Source excerpt>
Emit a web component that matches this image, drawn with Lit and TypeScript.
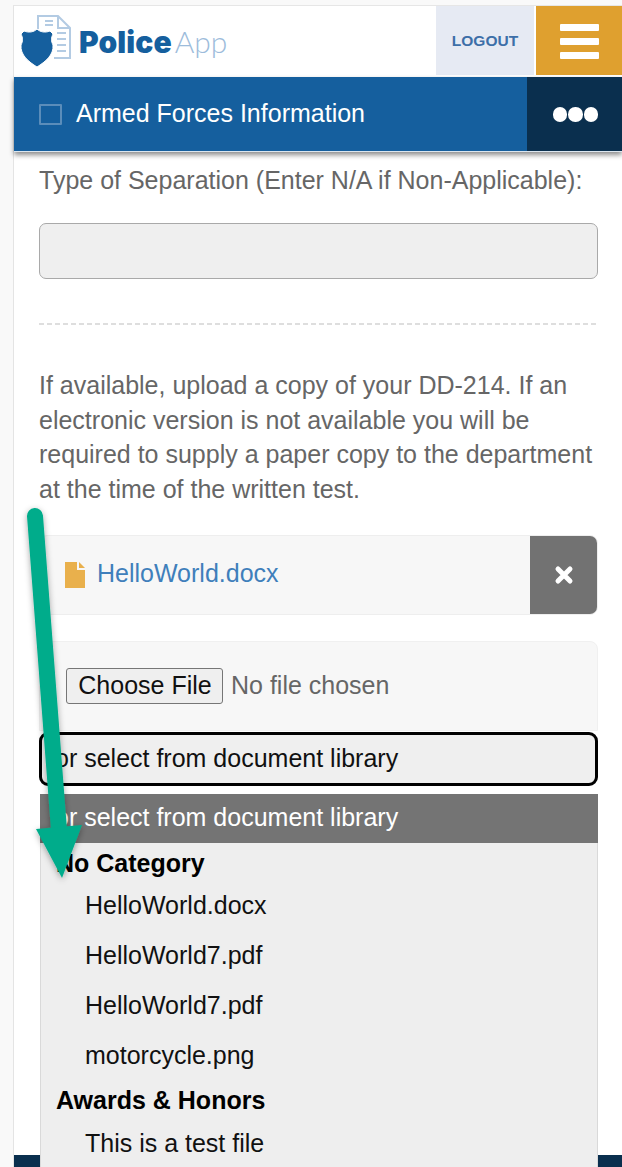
import { LitElement, html, css } from "lit";
import { customElement } from "lit/decorators.js";

@customElement("app-root")
export class AppRoot extends LitElement {
  static styles = css`
    :host { display: block; position: relative; height: 1167px; overflow: hidden; background: #f9f9f9; font-family: "Liberation Sans", Arial, sans-serif; color: #666; }
    * { box-sizing: border-box; }
    .frame { margin-left: 13px; padding-top: 5px; height: 1167px; display: flex; flex-direction: column; }
    .page { background: #fff; border-top: 1px solid #e6e6e6; border-left: 1px solid #e4e4e4; flex: 1; display: flex; flex-direction: column; min-height: 0; }
    .top { height: 69px; display: flex; background: #fff; }
    .logo { flex: 1; display: flex; align-items: center; padding-left: 6px; }
    .logo svg { width: 52px; height: 54px; margin-top: 3px; }
    .brand { margin-left: 7px; font-size: 30px; line-height: 34px; color: #155f9e; font-family: Inter, sans-serif; font-weight: 900; letter-spacing: 0.1px; margin-top: 1px; }
    .brand span { font-family: Lato, sans-serif; font-weight: 300; color: #9dbcdb; letter-spacing: 0; margin-left: 3px; }
    .logout { width: 98px; background: #e6eaf3; display: flex; align-items: center; justify-content: center; font-size: 15.5px; font-weight: bold; color: #3d6fa8; }
    .burger { width: 86px; margin-left: 2px; background: #dfa02f; display: flex; flex-direction: column; align-items: center; justify-content: center; gap: 7px; padding-top: 1px; }
    .burger i { display: block; width: 39px; height: 7px; background: #fff; border-radius: 1px; }
    .bar { margin-top: 2px; height: 75px; background: #155f9e; display: flex; align-items: center; box-shadow: 0 3px 5px rgba(0,0,0,.45); border-bottom: 1px solid #dce6ef; position: relative; }
    .check { width: 23px; height: 21px; margin-left: 25px; border: 2px solid #5b8dba; border-radius: 1px; }
    .bar .title { flex: 1; margin-left: 14px; padding-bottom: 2px; color: #fff; font-size: 25px; }
    .dots { width: 95px; align-self: stretch; background: #0a2f4e; display: flex; align-items: center; justify-content: center; gap: 1px; padding: 1px 0 0 2px; }
    .dots i { width: 14.5px; height: 14.5px; border-radius: 50%; background: #fff; }
    .body { flex: 1; padding: 0 24px 0 25px; min-height: 0; }
    .label { margin-top: 11px; font-size: 25px; line-height: 34px; }
    .input { margin-top: 26px; height: 56px; background: #efefef; border: 1px solid #a9a9a9; border-radius: 7px; }
    .rule { margin-top: 44px; height: 2px; background: repeating-linear-gradient(90deg, #dedede 0 5px, transparent 5px 8px); }
    .para { margin: 43px 0 0; font-size: 25px; line-height: 34.5px; }
    .file { margin-top: 29px; height: 80px; background: #f7f7f7; border: 1px solid #eee; border-radius: 8px; display: flex; align-items: center; padding-left: 25px; overflow: hidden; }
    .file svg { width: 20px; height: 26px; }
    .file a { margin-left: 12px; padding-bottom: 3px; color: #3f7fbb; font-size: 25px; flex: 1; }
    .del { align-self: stretch; width: 67px; background: #727272; display: flex; align-items: center; justify-content: center; margin: -1px 0; }
    .del svg { width: 20px; height: 20px; }
    .chooser { margin-top: 26px; height: 90px; background: #f7f7f7; border: 1px solid #f0f0f0; border-radius: 8px 8px 0 0; padding: 26px 0 0 26px; display: flex; align-items: flex-start; gap: 8px; font-size: 25px; }
    .btn { height: 36px; width: 157px; background: #efefef; border: 1px solid #767676; border-radius: 3px; font: inherit; color: #111; padding: 0 0 2px 1px; }
    .nofile { line-height: 34px; }
    .select { height: 54px; margin-top: 1px; background: #efefef; border: 3px solid #000; border-radius: 9px; font-size: 25px; line-height: 46px; color: #111; padding-left: 13px; }
    .foot { height: 12px; background: #0a2f4e; margin-top: auto; flex: none; }
    .drop { position: absolute; left: 40px; top: 794px; width: 558px; height: 373px; background: #eee; border: 1px solid #d9d9d9; border-bottom: 0; font-size: 25px; color: #111; }
    .drop .head { height: 49px; line-height: 47px; margin: -1px -1px 0; background: #747474; color: #fff; padding-left: 15px; }
    .drop .cat { font-weight: bold; color: #000; padding: 2px 0 0 15px; line-height: 36px; height: 38px; }
    .drop .opt { padding-left: 44px; height: 50px; line-height: 48px; }
    .drop .cat.second { height: 40px; line-height: 38px; padding-top: 0; }
    .drop .opt.last { height: 46px; line-height: 44px; }
    .arrow { position: absolute; left: 0; top: 0; width: 622px; height: 1167px; pointer-events: none; }
  `;

  render() {
    return html`
      <div class="frame">
        <div class="page">
          <div class="top">
            <div class="logo">
              <svg viewBox="0 0 52 54">
                <path d="M18 14V1H38L50 13V43H34" fill="none" stroke="#b3cbe3" stroke-width="2"/>
                <path d="M38 1V13H50" fill="none" stroke="#b3cbe3" stroke-width="2"/>
                <path d="M25 6h8M25 10h8M37 18h9M37 24h9M37 30h9M37 36h9" stroke="#b3cbe3" stroke-width="2"/>
                <path d="M17 14C20 17 25 18 30 16L33 19C31 23 31 26 33 30C34 40 25 47 17 52C9 47 0 40 1 30C3 26 3 23 1 19L4 16C9 18 14 17 17 14z" fill="#155f9e" stroke="#fff" stroke-width="1"/>
              </svg>
              <div class="brand">Police<span>App</span></div>
            </div>
            <div class="logout">LOGOUT</div>
            <div class="burger"><i></i><i></i><i></i></div>
          </div>
          <div class="bar">
            <div class="check"></div>
            <div class="title">Armed Forces Information</div>
            <div class="dots"><i></i><i></i><i></i></div>
          </div>
          <div class="body">
            <div class="label">Type of Separation (Enter N/A if Non-Applicable):</div>
            <div class="input"></div>
            <div class="rule"></div>
            <p class="para">If available, upload a copy of your DD-214. If an electronic version is not available you will be required to supply a paper copy to the department at the time of the written test.</p>
            <div class="file">
              <svg viewBox="0 0 20 26"><path d="M0 0h12v8h8v18H0z" fill="#e9b04c"/><path d="M14 0l6 6h-6z" fill="#e9b04c"/></svg>
              <a>HelloWorld.docx</a>
              <div class="del"><svg viewBox="0 0 20 20"><path d="M4 4l12 12M16 4L4 16" stroke="#fff" stroke-width="5" stroke-linecap="round"/></svg></div>
            </div>
            <div class="chooser"><button class="btn">Choose File</button><span class="nofile">No file chosen</span></div>
            <div class="select">or select from document library</div>
          </div>
          <div class="foot"></div>
        </div>
      </div>
      <div class="drop">
        <div class="head">or select from document library</div>
        <div class="cat">No Category</div>
        <div class="opt">HelloWorld.docx</div>
        <div class="opt">HelloWorld7.pdf</div>
        <div class="opt">HelloWorld7.pdf</div>
        <div class="opt">motorcycle.png</div>
        <div class="cat second">Awards &amp; Honors</div>
        <div class="opt last">This is a test file</div>
      </div>
      <svg class="arrow" viewBox="0 0 622 1167">
        <defs><filter id="s" x="-50%" y="-10%" width="200%" height="120%"><feDropShadow dx="0" dy="2" stdDeviation="3" flood-color="#000" flood-opacity=".35"/></filter></defs>
        <g filter="url(#s)">
          <path d="M35 516L59 830" stroke="#05ac8b" stroke-width="16" stroke-linecap="round" fill="none"/>
          <path d="M36 829L82 825L62 878z" fill="#05ac8b"/>
        </g>
      </svg>
    `;
  }
}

Work to be completed> Repeat the material verbatim. Do not carry over any picture.

Answer to the problem>
Emit a web component that matches this image, drawn with Lit and TypeScript.
import { LitElement, html, css } from "lit";
import { customElement } from "lit/decorators.js";

@customElement("app-root")
export class AppRoot extends LitElement {
  static styles = css`
    :host { display: block; position: relative; height: 1167px; overflow: hidden; background: #f9f9f9; font-family: "Liberation Sans", Arial, sans-serif; color: #666; }
    * { box-sizing: border-box; }
    .frame { margin-left: 13px; padding-top: 5px; height: 1167px; display: flex; flex-direction: column; }
    .page { background: #fff; border-top: 1px solid #e6e6e6; border-left: 1px solid #e4e4e4; flex: 1; display: flex; flex-direction: column; min-height: 0; }
    .top { height: 69px; display: flex; background: #fff; }
    .logo { flex: 1; display: flex; align-items: center; padding-left: 6px; }
    .logo svg { width: 52px; height: 54px; margin-top: 3px; }
    .brand { margin-left: 7px; font-size: 30px; line-height: 34px; color: #155f9e; font-family: Inter, sans-serif; font-weight: 900; letter-spacing: 0.1px; margin-top: 1px; }
    .brand span { font-family: Lato, sans-serif; font-weight: 300; color: #9dbcdb; letter-spacing: 0; margin-left: 3px; }
    .logout { width: 98px; background: #e6eaf3; display: flex; align-items: center; justify-content: center; font-size: 15.5px; font-weight: bold; color: #3d6fa8; }
    .burger { width: 86px; margin-left: 2px; background: #dfa02f; display: flex; flex-direction: column; align-items: center; justify-content: center; gap: 7px; padding-top: 1px; }
    .burger i { display: block; width: 39px; height: 7px; background: #fff; border-radius: 1px; }
    .bar { margin-top: 2px; height: 75px; background: #155f9e; display: flex; align-items: center; box-shadow: 0 3px 5px rgba(0,0,0,.45); border-bottom: 1px solid #dce6ef; position: relative; }
    .check { width: 23px; height: 21px; margin-left: 25px; border: 2px solid #5b8dba; border-radius: 1px; }
    .bar .title { flex: 1; margin-left: 14px; padding-bottom: 2px; color: #fff; font-size: 25px; }
    .dots { width: 95px; align-self: stretch; background: #0a2f4e; display: flex; align-items: center; justify-content: center; gap: 1px; padding: 1px 0 0 2px; }
    .dots i { width: 14.5px; height: 14.5px; border-radius: 50%; background: #fff; }
    .body { flex: 1; padding: 0 24px 0 25px; min-height: 0; }
    .label { margin-top: 11px; font-size: 25px; line-height: 34px; }
    .input { margin-top: 26px; height: 56px; background: #efefef; border: 1px solid #a9a9a9; border-radius: 7px; }
    .rule { margin-top: 44px; height: 2px; background: repeating-linear-gradient(90deg, #dedede 0 5px, transparent 5px 8px); }
    .para { margin: 43px 0 0; font-size: 25px; line-height: 34.5px; }
    .file { margin-top: 29px; height: 80px; background: #f7f7f7; border: 1px solid #eee; border-radius: 8px; display: flex; align-items: center; padding-left: 25px; overflow: hidden; }
    .file svg { width: 20px; height: 26px; }
    .file a { margin-left: 12px; padding-bottom: 3px; color: #3f7fbb; font-size: 25px; flex: 1; }
    .del { align-self: stretch; width: 67px; background: #727272; display: flex; align-items: center; justify-content: center; margin: -1px 0; }
    .del svg { width: 20px; height: 20px; }
    .chooser { margin-top: 26px; height: 90px; background: #f7f7f7; border: 1px solid #f0f0f0; border-radius: 8px 8px 0 0; padding: 26px 0 0 26px; display: flex; align-items: flex-start; gap: 8px; font-size: 25px; }
    .btn { height: 36px; width: 157px; background: #efefef; border: 1px solid #767676; border-radius: 3px; font: inherit; color: #111; padding: 0 0 2px 1px; }
    .nofile { line-height: 34px; }
    .select { height: 54px; margin-top: 1px; background: #efefef; border: 3px solid #000; border-radius: 9px; font-size: 25px; line-height: 46px; color: #111; padding-left: 13px; }
    .foot { height: 12px; background: #0a2f4e; margin-top: auto; flex: none; }
    .drop { position: absolute; left: 40px; top: 794px; width: 558px; height: 373px; background: #eee; border: 1px solid #d9d9d9; border-bottom: 0; font-size: 25px; color: #111; }
    .drop .head { height: 49px; line-height: 47px; margin: -1px -1px 0; background: #747474; color: #fff; padding-left: 15px; }
    .drop .cat { font-weight: bold; color: #000; padding: 2px 0 0 15px; line-height: 36px; height: 38px; }
    .drop .opt { padding-left: 44px; height: 50px; line-height: 48px; }
    .drop .cat.second { height: 40px; line-height: 38px; padding-top: 0; }
    .drop .opt.last { height: 46px; line-height: 44px; }
    .arrow { position: absolute; left: 0; top: 0; width: 622px; height: 1167px; pointer-events: none; }
  `;

  render() {
    return html`
      <div class="frame">
        <div class="page">
          <div class="top">
            <div class="logo">
              <svg viewBox="0 0 52 54">
                <path d="M18 14V1H38L50 13V43H34" fill="none" stroke="#b3cbe3" stroke-width="2"/>
                <path d="M38 1V13H50" fill="none" stroke="#b3cbe3" stroke-width="2"/>
                <path d="M25 6h8M25 10h8M37 18h9M37 24h9M37 30h9M37 36h9" stroke="#b3cbe3" stroke-width="2"/>
                <path d="M17 14C20 17 25 18 30 16L33 19C31 23 31 26 33 30C34 40 25 47 17 52C9 47 0 40 1 30C3 26 3 23 1 19L4 16C9 18 14 17 17 14z" fill="#155f9e" stroke="#fff" stroke-width="1"/>
              </svg>
              <div class="brand">Police<span>App</span></div>
            </div>
            <div class="logout">LOGOUT</div>
            <div class="burger"><i></i><i></i><i></i></div>
          </div>
          <div class="bar">
            <div class="check"></div>
            <div class="title">Armed Forces Information</div>
            <div class="dots"><i></i><i></i><i></i></div>
          </div>
          <div class="body">
            <div class="label">Type of Separation (Enter N/A if Non-Applicable):</div>
            <div class="input"></div>
            <div class="rule"></div>
            <p class="para">If available, upload a copy of your DD-214. If an electronic version is not available you will be required to supply a paper copy to the department at the time of the written test.</p>
            <div class="file">
              <svg viewBox="0 0 20 26"><path d="M0 0h12v8h8v18H0z" fill="#e9b04c"/><path d="M14 0l6 6h-6z" fill="#e9b04c"/></svg>
              <a>HelloWorld.docx</a>
              <div class="del"><svg viewBox="0 0 20 20"><path d="M4 4l12 12M16 4L4 16" stroke="#fff" stroke-width="5" stroke-linecap="round"/></svg></div>
            </div>
            <div class="chooser"><button class="btn">Choose File</button><span class="nofile">No file chosen</span></div>
            <div class="select">or select from document library</div>
          </div>
          <div class="foot"></div>
        </div>
      </div>
      <div class="drop">
        <div class="head">or select from document library</div>
        <div class="cat">No Category</div>
        <div class="opt">HelloWorld.docx</div>
        <div class="opt">HelloWorld7.pdf</div>
        <div class="opt">HelloWorld7.pdf</div>
        <div class="opt">motorcycle.png</div>
        <div class="cat second">Awards &amp; Honors</div>
        <div class="opt last">This is a test file</div>
      </div>
      <svg class="arrow" viewBox="0 0 622 1167">
        <defs><filter id="s" x="-50%" y="-10%" width="200%" height="120%"><feDropShadow dx="0" dy="2" stdDeviation="3" flood-color="#000" flood-opacity=".35"/></filter></defs>
        <g filter="url(#s)">
          <path d="M35 516L59 830" stroke="#05ac8b" stroke-width="16" stroke-linecap="round" fill="none"/>
          <path d="M36 829L82 825L62 878z" fill="#05ac8b"/>
        </g>
      </svg>
    `;
  }
}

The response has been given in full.